For a scalable Amazon Aurora database, only PgPool fits well since PgBouncer does not support READ/WRITE SQL query split. The configuration of PgPool can be overwhelming at the beginning, but there is a set of settings dedicated for Aurora that can be a good starting point. It's especially worth focusing on the
max_pool parameters which state how many connections can be opened to a database. More information about the relationship between parameters and how to set them accordingly to your need can be found here.
After some configuration tuning and a couple more performance tests we finally managed to achieve the goal:
As you can see, connections are spread evenly to the replicas and during failover sessions from failed instances are released and switched to other replicas instantaneously.
After a few twists and turns, we landed with bullet-proof scalable infrastructure with resilience on DB and application levels.
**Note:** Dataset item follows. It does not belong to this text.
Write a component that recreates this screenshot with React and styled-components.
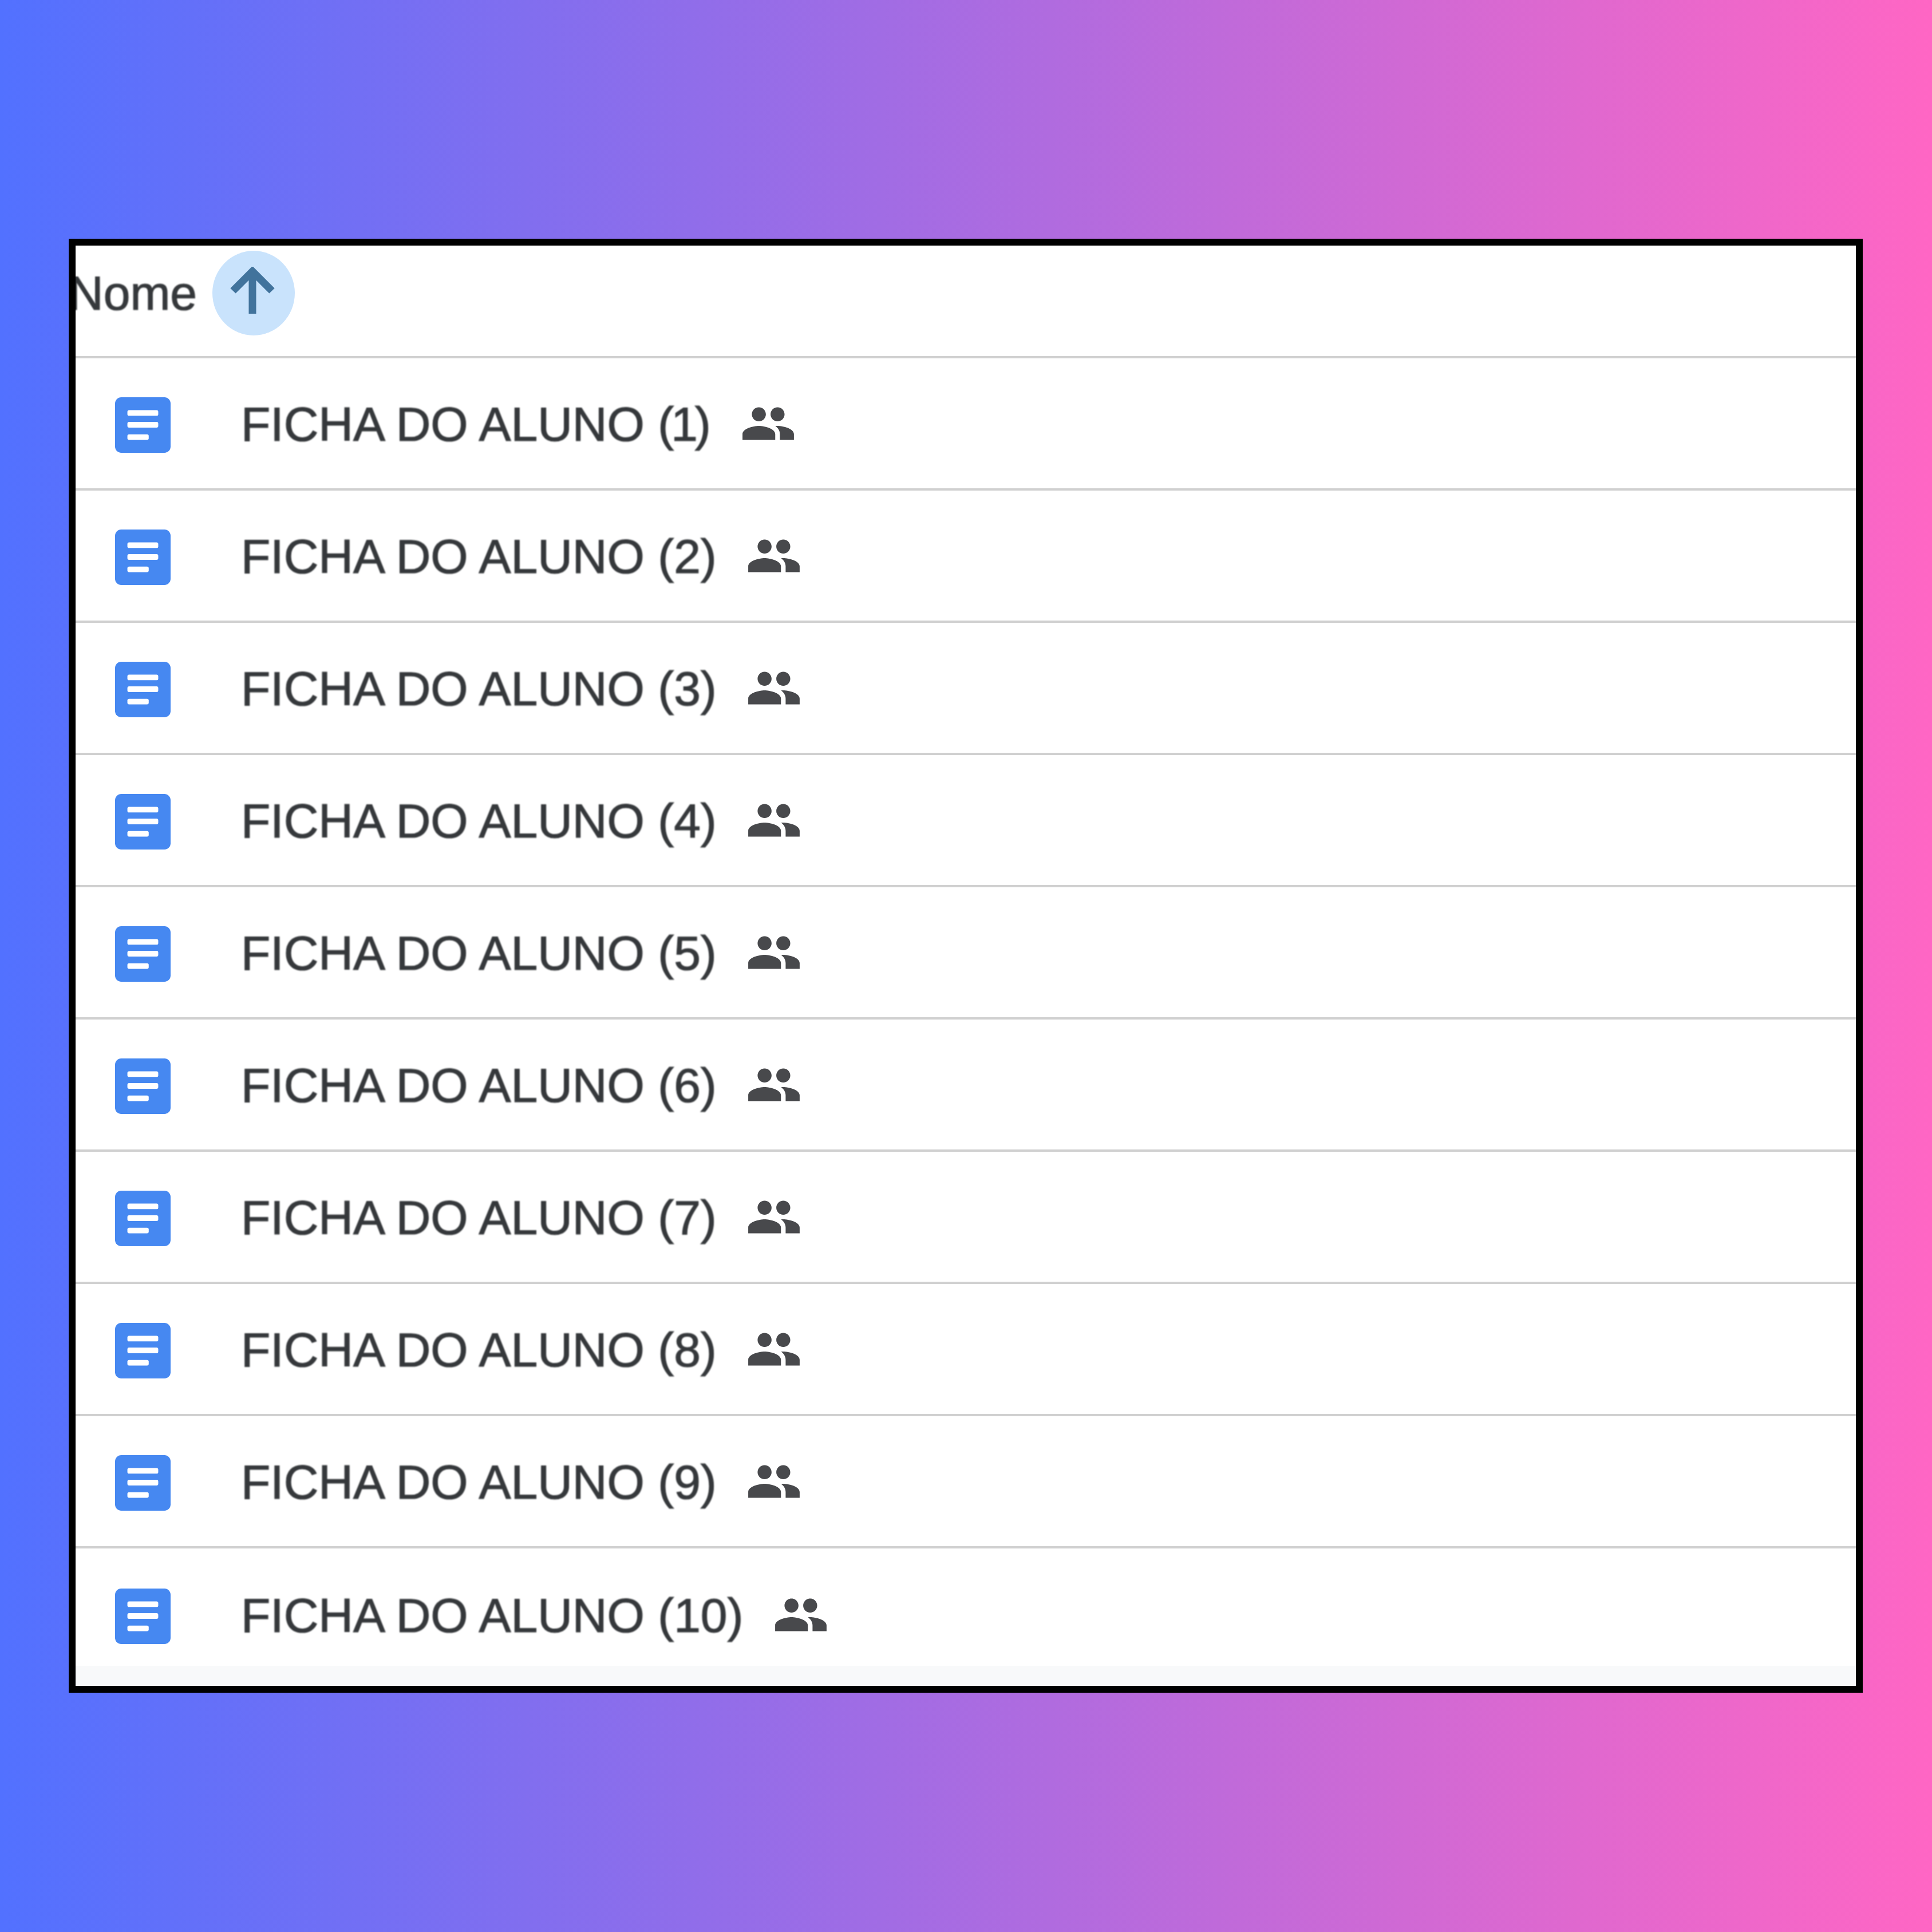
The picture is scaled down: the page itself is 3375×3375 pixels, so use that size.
import React from 'react';
import styled, { createGlobalStyle } from 'styled-components';

const files = [1, 2, 3, 4, 5, 6, 7, 8, 9, 10];

const Global = createGlobalStyle`
    html, body {
        margin: 0;
        padding: 0;
    }
`;

const App = () => {
    return (
        <Page>
            <Global />
            <Frame>
                <HeaderRow>
                    <HeaderLabel>Nome</HeaderLabel>
                    <SortButton>
                        <svg width="88" height="92" viewBox="0 0 88 92" fill="none">
                            <path d="M42 82V8M8 42L42 8L76 42" stroke="#41739c" strokeWidth="13" />
                        </svg>
                    </SortButton>
                </HeaderRow>
                {files.map((n) => (
                    <FileRow key={n}>
                        <DocIcon viewBox="0 0 99 99">
                            <rect width="99" height="99" rx="11" fill="#4688f1" />
                            <rect x="22" y="23" width="55" height="10" rx="3" fill="#fff" />
                            <rect x="22" y="44" width="55" height="10" rx="3" fill="#fff" />
                            <rect x="22" y="66" width="38" height="10" rx="3" fill="#fff" />
                        </DocIcon>
                        {/* the lone 1 kerns tighter against its brackets */}
                        <FileName>FICHA DO ALUNO (<Digit $tight={n === 1}>{n}</Digit>)</FileName>
                        <SharedIcon viewBox="0 0 24 24">
                            <path d="M16 11c1.66 0 2.99-1.34 2.99-3S17.66 5 16 5c-1.66 0-3 1.34-3 3s1.34 3 3 3zm-8 0c1.66 0 2.99-1.34 2.99-3S9.66 5 8 5C6.34 5 5 6.34 5 8s1.34 3 3 3zm0 2c-2.33 0-7 1.17-7 3.5V19h14v-2.5c0-2.33-4.67-3.5-7-3.5zm8 0c-.29 0-.62.02-.97.05 1.16.84 1.97 1.97 1.97 3.45V19h6v-2.5c0-2.33-4.67-3.5-7-3.5z" />
                        </SharedIcon>
                    </FileRow>
                ))}
                <BottomFade />
            </Frame>
        </Page>
    );
};

export default App;

const Page = styled.div`
    width: 3375px;
    height: 3375px;
    padding: 417px 0 0 120px;
    box-sizing: border-box;
    background: linear-gradient(90deg, #5271ff, #ff66c4);
`;

const Frame = styled.div`
    position: relative;
    width: 3134px;
    height: 2540px;
    box-sizing: border-box;
    border: 12px solid #000;
    background: #fff;
    overflow: hidden;
    font-family: "Liberation Sans", Arial, sans-serif;
`;

const HeaderRow = styled.div`
    display: flex;
    align-items: center;
    gap: 27px;
    height: 197px;
    box-sizing: border-box;
    padding-bottom: 27px;
    border-bottom: 4px solid #d0d0d0;
`;

const HeaderLabel = styled.span`
    margin-left: -12px;
    font-size: 84px;
    color: #35383b;
    -webkit-text-stroke: 1.2px #35383b;
    filter: blur(0.9px);
`;

const SortButton = styled.div`
    display: flex;
    align-items: center;
    justify-content: center;
    width: 144px;
    height: 148px;
    border-radius: 50%;
    background: #c9e3fc;
    filter: blur(0.6px);
`;

const FileRow = styled.div`
    display: flex;
    align-items: center;
    height: 231px;
    box-sizing: border-box;
    padding-left: 69px;
    border-bottom: 4px solid #d0d0d0;

    &:nth-last-of-type(2) {
        border-bottom: none;
    }
`;

const DocIcon = styled.svg`
    width: 97px;
    height: 97px;
    flex: none;
    margin-top: 6px;
    filter: blur(0.7px);
`;

const FileName = styled.span`
    margin: 3px 0 0 123px;
    font-size: 84px;
    color: #35383b;
    -webkit-text-stroke: 1.2px #35383b;
    filter: blur(0.9px);
`;

const Digit = styled.span`
    margin-left: ${(p) => (p.$tight ? '-5px' : '0')};
    letter-spacing: ${(p) => (p.$tight ? '-5px' : '0')};
`;

const SharedIcon = styled.svg`
    width: 98px;
    height: 98px;
    margin-left: 51px;
    fill: #48494c;
    filter: blur(0.7px);
`;

const BottomFade = styled.div`
    position: absolute;
    left: 0;
    right: 0;
    bottom: 0;
    height: 35px;
    background: #f8f9fa;
`;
The system will handle even more than 2.5k simultaneous users in a cost-efficient way since it can scale out automatically based on the system load. This journey description was intended to present a real-life example of how infrastructure system can be designed and improved with all the ups and downs in the middle.
This story is not over yet, since there is much more we can adjust, like replica lag for example. So I would like to leave you with a quote which I think this posts illustrates:
It is not how it ends that matters, but the journey it takes to get there.